# The Diary of Rudlor, the (un)holy defender



## squirrel (Apr 3, 2003)

(A note before one begins reading:  My DM has not given me a dating system for his world, so the entries will be marked by Day #.)

Day 1:

	Inquisitor Crovas was assigned a mission today.  We are to hunt down an elf who broke an oath and return a stolen item.  Inquisitor Crovas gathered Rurnil, a scholar of mystic arts, and Higraf, a monk of glorious Crebar.  We set out for the elf settlement it will be a two day journey.  I will protect Inquisitor Crovas from all ham. 

[Notes added in the margins at a later date:  (on the subject of Rurnil) Rurnil seems to have a spell that increases my strength.  Those who threaten Inquisitor Crovas will tremble at my heightened wrath.  (on the subject of Higraf)  The monk is a little strange, but seems trustworthy.]

Day 3:

	We arrived to a festival, one must be careful at a festival, there are many who could harm charge.  We found an old decrepit elf  to find out information, and his word has proven true thus far.  We followed his lead to the Governor’s home, and we were rejected by the guard at first, then he realized our righteous goal and allowed us entry.  We were met with barely restrained hostility by the elf man, Rondill, we were to bring back.  He was most uncooperative in all manners, and he dared to threaten Inquisitor Crovas with physical harm.  Then an apparently important elf woman, named Sondeoly, appeared, she tried to calm things down, and allowed Inquisitor Crovas to set a proof against lies.  We found the elf man to be a thief, who stole some Halfling.  We were not able to bring him in to justice because of the elf woman.  We began our return home to Colnist. 

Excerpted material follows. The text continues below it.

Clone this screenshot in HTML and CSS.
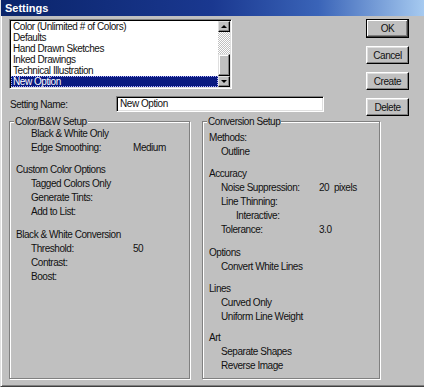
FILE: index.html
```
<!DOCTYPE html>
<html>
<head>
<meta charset="utf-8">
<link rel="stylesheet" href="styles.css">
</head>
<body>
<div class="window">
  <div class="titlebar"><span class="title">Settings</span></div>
  <div class="content">
    <div class="top">
      <div class="left-col">
        <div class="listbox">
          <div class="items">
            <div class="item">Color (Unlimited # of Colors)</div>
            <div class="item">Defaults</div>
            <div class="item">Hand Drawn Sketches</div>
            <div class="item">Inked Drawings</div>
            <div class="item">Technical Illustration</div>
            <div class="item selected"><span class="focus">New Option</span></div>
          </div>
          <div class="scrollbar">
            <div class="sb-btn"><span class="arrow-up"></span></div>
            <div class="sb-track"></div>
            <div class="sb-thumb"></div>
            <div class="sb-btn"><span class="arrow-down"></span></div>
          </div>
        </div>
        <div class="name-row">
          <span class="name-label">Setting Name:</span>
          <div class="textbox">New Option</div>
        </div>
      </div>
      <div class="buttons">
        <div class="btn default">OK</div>
        <div class="btn">Cancel</div>
        <div class="btn">Create</div>
        <div class="btn">Delete</div>
      </div>
    </div>
    <div class="groups">
      <fieldset class="group group-left">
        <legend>Color/B&amp;W Setup</legend>
        <div class="line item-l">Black &amp; White Only</div>
        <div class="line item-l pair"><span class="lbl-l">Edge Smoothing:</span><span>Medium</span></div>
        <div class="line head sec">Custom Color Options</div>
        <div class="line item-l">Tagged Colors Only</div>
        <div class="line item-l">Generate Tints:</div>
        <div class="line item-l">Add to List:</div>
        <div class="line head sec2">Black &amp; White Conversion</div>
        <div class="line item-l pair"><span class="lbl-l">Threshold:</span><span>50</span></div>
        <div class="line item-l">Contrast:</div>
        <div class="line item-l">Boost:</div>
      </fieldset>
      <fieldset class="group group-right">
        <legend>Conversion Setup</legend>
        <div class="line head first">Methods:</div>
        <div class="line item-r">Outline</div>
        <div class="line head sec">Accuracy</div>
        <div class="line item-r pair"><span class="lbl-r">Noise Suppression:</span><span>20&nbsp; pixels</span></div>
        <div class="line item-r">Line Thinning:</div>
        <div class="line item-rr">Interactive:</div>
        <div class="line item-r pair"><span class="lbl-r">Tolerance:</span><span>3.0</span></div>
        <div class="line head sec2">Options</div>
        <div class="line item-r">Convert White Lines</div>
        <div class="line head sec">Lines</div>
        <div class="line item-r">Curved Only</div>
        <div class="line item-r">Uniform Line Weight</div>
        <div class="line head sec3">Art</div>
        <div class="line item-r">Separate Shapes</div>
        <div class="line item-r">Reverse Image</div>
      </fieldset>
    </div>
  </div>
</div>
</body>
</html>
```
FILE: styles.css
```
html, body {
  margin: 0;
  padding: 0;
  background: #c0c0c0;
}
body {
  font-family: "Liberation Sans", Arial, sans-serif;
  font-size: 10px;
  letter-spacing: -0.45px;
  color: #111;
}
.window {
  box-sizing: border-box;
  width: 424px;
  height: 387px;
  background: #c0c0c0;
  border-left: 1px solid #dfdfdf;
  border-bottom: 1px solid #404040;
  box-shadow: inset 1px 0 0 #fff, inset 0 -1px 0 #808080;
  display: flex;
  flex-direction: column;
}
.titlebar {
  height: 16px;
  flex: none;
  background: linear-gradient(90deg, #0a246a 0%, #1a3890 50%, #3a64b8 75%, #a6caf0 100%);
  display: flex;
  align-items: center;
  padding-left: 4px;
}
.title {
  color: #fff;
  font-weight: bold;
  font-size: 11px;
  letter-spacing: 0;
}
.content {
  padding: 3px 0 0 8px;
  display: flex;
  flex-direction: column;
}
.top {
  display: flex;
  height: 97px;
}
.left-col {
  width: 315px;
  display: flex;
  flex-direction: column;
}
.listbox {
  box-sizing: border-box;
  width: 223px;
  height: 70px;
  background: #fff;
  border: 1px solid;
  border-color: #808080 #fff #fff #808080;
  box-shadow: inset 1px 1px 0 #000, inset -1px -1px 0 #dfdfdf;
  padding: 1px;
  display: flex;
}
.items {
  flex: 1;
}
.item {
  height: 11px;
  line-height: 11px;
  padding-left: 2px;
  white-space: nowrap;
}
.item.selected {
  background: #0a1a80;
  color: #fff;
  outline: 1px dotted #b0b0ff;
  outline-offset: -1px;
}
.scrollbar {
  width: 12px;
  display: flex;
  flex-direction: column;
}
.sb-btn {
  box-sizing: border-box;
  height: 11px;
  background: #c0c0c0;
  border: 1px solid;
  border-color: #dfdfdf #000 #000 #dfdfdf;
  box-shadow: inset -1px -1px 0 #808080;
  display: flex;
  align-items: center;
  justify-content: center;
}
.arrow-up {
  width: 0;
  height: 0;
  border-left: 3px solid transparent;
  border-right: 3px solid transparent;
  border-bottom: 3px solid #000;
}
.arrow-down {
  width: 0;
  height: 0;
  border-left: 3px solid transparent;
  border-right: 3px solid transparent;
  border-top: 3px solid #000;
}
.sb-track {
  flex: 1;
  background: repeating-conic-gradient(#c0c0c0 0 25%, #fff 0 50%) 0 0 / 2px 2px;
}
.sb-thumb {
  box-sizing: border-box;
  height: 22px;
  background: #c0c0c0;
  border: 1px solid;
  border-color: #dfdfdf #000 #000 #dfdfdf;
  box-shadow: inset -1px -1px 0 #808080, inset 1px 1px 0 #fff;
}
.name-row {
  margin-top: 7px;
  display: flex;
  align-items: center;
}
.name-label {
  width: 106px;
  padding-left: 1px;
}
.textbox {
  box-sizing: border-box;
  width: 208px;
  height: 16px;
  background: #fff;
  border: 1px solid;
  border-color: #808080 #fff #fff #808080;
  box-shadow: inset 1px 1px 0 #000, inset -1px -1px 0 #dfdfdf;
  padding-left: 3px;
  line-height: 14px;
}
.buttons {
  margin-left: 42px;
  display: flex;
  flex-direction: column;
  gap: 8px;
}
.btn {
  box-sizing: border-box;
  width: 43px;
  height: 18px;
  border: 1px solid;
  border-color: #fff #000 #000 #fff;
  box-shadow: inset -1px -1px 0 #808080, inset 1px 1px 0 #dfdfdf;
  display: flex;
  align-items: center;
  justify-content: center;
}
.btn.default {
  height: 19px;
  border-color: #000;
  box-shadow: inset -1px -1px 0 #404040, inset 1px 1px 0 #fff, inset -2px -2px 0 #808080;
}
.groups {
  display: flex;
  gap: 12px;
}
.group {
  box-sizing: border-box;
  margin: 0;
  height: 263px;
  border: 1px solid #808080;
  box-shadow: inset 1px 1px 0 #fff, 1px 1px 0 #fff;
  padding: 0 0 0 6px;
}
.group-left {
  width: 181px;
}
.group-right {
  width: 178px;
}
legend {
  padding: 0 1px;
  margin-left: -2px;
  line-height: 11px;
  background: #c0c0c0;
}
.line {
  height: 14px;
  line-height: 14px;
  white-space: nowrap;
}
.item-l {
  padding-left: 15px;
}
.item-r {
  padding-left: 12px;
}
.item-rr {
  padding-left: 27px;
}
.pair {
  display: flex;
}
.lbl-l {
  width: 102px;
}
.lbl-r {
  width: 98px;
}
.head.first {
  margin-top: 4px;
}
.head.sec {
  margin-top: 8px;
}
.head.sec2 {
  margin-top: 9px;
}
.head.sec3 {
  margin-top: 7px;
}
```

[Notes added in the margins at a later date:  (on the subject of entering the elf town) We seemed unwelcomed.  (on the subject of the Rondill)  The elf man was very rude, and his guard looked like human girls who have not reached maturity.  Inquisitor Crovas was in no danger.  (on the subject of the proof against lies)  Very smart of Inquisitor Crovas.  I was going to suggest such an act, but feared he would be wroth with me.]

Day 5:

	We returned home, yet Inquisitor Crovas says we must get the elf man.  We begin our return to the elf town.

Day 7:

	We convinced the elf woman to return to Colnist along with the elf man.  Inquisitor Crovas is very smart and skilled at convincing people.  She brings an entourage the size of a small army and discriminates against us.  I feel that Inquisitor Crovas may be in danger.  We have two days of travel to pursue.


----------



## squirrel (Apr 3, 2003)

*Crebar*

Here is the Crebar profile.

Crebar, God of Vengeance
Crebar (CRAY-bar), is lawful evil.  Known by his followers as Truth
Incarnate and the Supreme Judge, he is the god of vengeance,
authoritarian law, truth, and rigid order.  Those not following him
often refer to him as the Pitiless One and Cruel Magistrate; Crebar
willingly answers to both.  His symbol is a powerful fist; different
groups depict it differently.  The most common one shows it crushing a
mostly-concealed rose, with a drop of blood on one of its thorns. 
Another symbol is a stylized numeral 4, representing the fourfold
restitution that is the core of their faith.  Any wrong done to one of
Crebar’s devout or one under Crebar’s protection (a surprisingly broad
category) is returned fourfold, either in restitution or punishment,
according to the holy texts of the faith.


----------



## CRGreathouse (Apr 3, 2003)

Nice job!



			
				squirrel said:
			
		

> *(on the subject of the proof against lies)  Very smart of Inquisitor Crovas.  I was going to suggest such an act, but feared he would be wroth with me.*




I love it when the bodyguard is smarter than the charge...


----------